From Associated Press
November 28th, 1998
HOBE SOUND, Fla. — M. Donald Grant, who as chairman of the New York Mets ordered the trade of Tom Seaver in 1977 during a contract dispute, is dead at age 94.
Grant, who died at his home Saturday after a long illness, served under founding owner Joan Payson as the chairman of the board from the team's inception in 1962 until he was forced out after the 1978 season.
Grant, a Wall Street stockbroker for Fahnestock & Co., assumed a more visible role in the operation of the team following Payson's death in 1975. His most memorable move came on June 15, 1977, when Seaver, perhaps the most beloved player in Mets history, was dealt to the Cincinnati Reds.
``M. Donald Grant cheated me,'' Seaver said in 1981, still angry at the way he was treated. He later returned to the Mets for the 1983 season.
Grant traded Dave Kingman, also in a contract feud, to San Diego the same night and was vilified for what New York tabloids called a ``Midnight Massacre.''
``The press made such a martyr of Seaver that it killed me,'' Grant said the day his departure was announced. ``I did a good job for a long time. We won two pennants and one World Series. Now people say I ran the attendance down, but they also forget that I ran it up to 2.7 million.''
After the Mets' second straight last-place finish, the team's eight-man board pushed Grant aside on Nov. 8, 1978, announcing that he was stepping down as of Jan. 1 to allow Payson's daughter, Lorinda de Roulet, to run the team.
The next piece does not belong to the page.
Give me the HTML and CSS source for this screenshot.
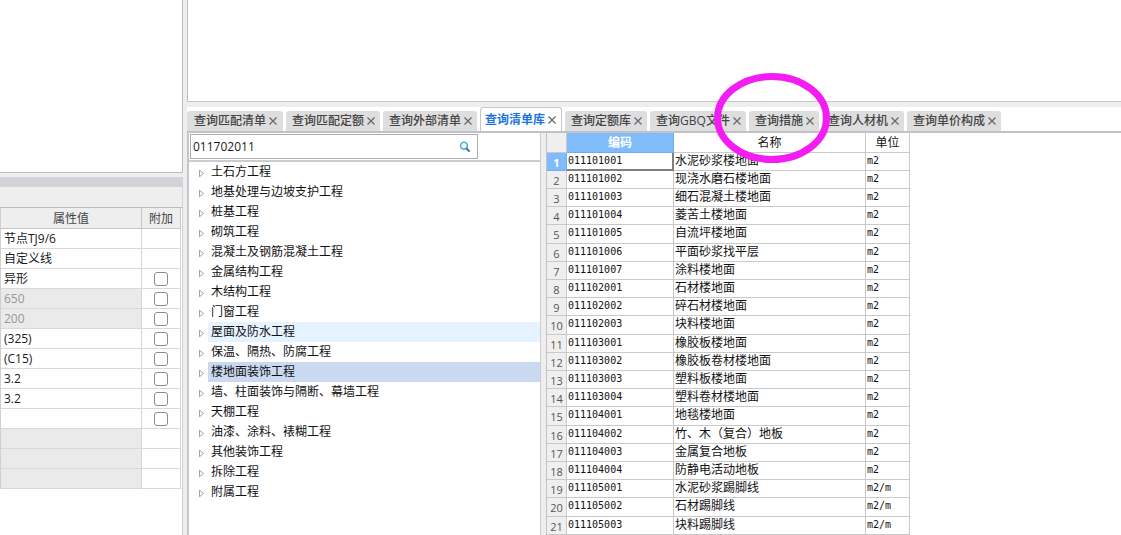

``Don Grant's not happy about stepping down as chairman of the board,'' she said, ``but it's an amicable agreement. It just seemed like the time to do it.''
Grant remained as a Mets director and stockholder until January 1980, when Doubleday & Co. and Fred Wilpon bought the franchise from Payson's heirs.
Grant also had a run-in with Cleon Jones in 1975 after the outfielder was arrested with a woman in Florida and charged with indecent exposure — a charge that later was dropped. Grant first suspended Jones, then forced him to publicly apologize.
And he was blamed by New York City officials for the New York Jets' departure from Shea Stadium to East Rutherford, N.J., for the 1984 season. Until an agreement that followed a court fight in 1977, Grant angered Jets owner Leon Hess by refusing to let the Jets play at Shea Stadium until after the Mets completed their season.
Before the Mets existed, Grant was a director of the New York Giants, serving after helping Payson buy into the team. On Aug. 19, 1957, he was the lone voice in opposition when the team's board, led by Horace Stoneham, voted 8-1 to move the Giants from the Polo Grounds to San Francisco for the 1958 season.
``It just tears my heart to see them go,'' he said then. ``I've been a Giant rooter all my life. Then, too, as a businessman, I think they would do better staying here. I would rather have a National League franchise here than any other city.''
Grant is survived by his wife, Alice, sons Michael Jr. and Tim, daughter Patsy Warner and nine grandchildren.
Funeral services will be held in Florida and will be private.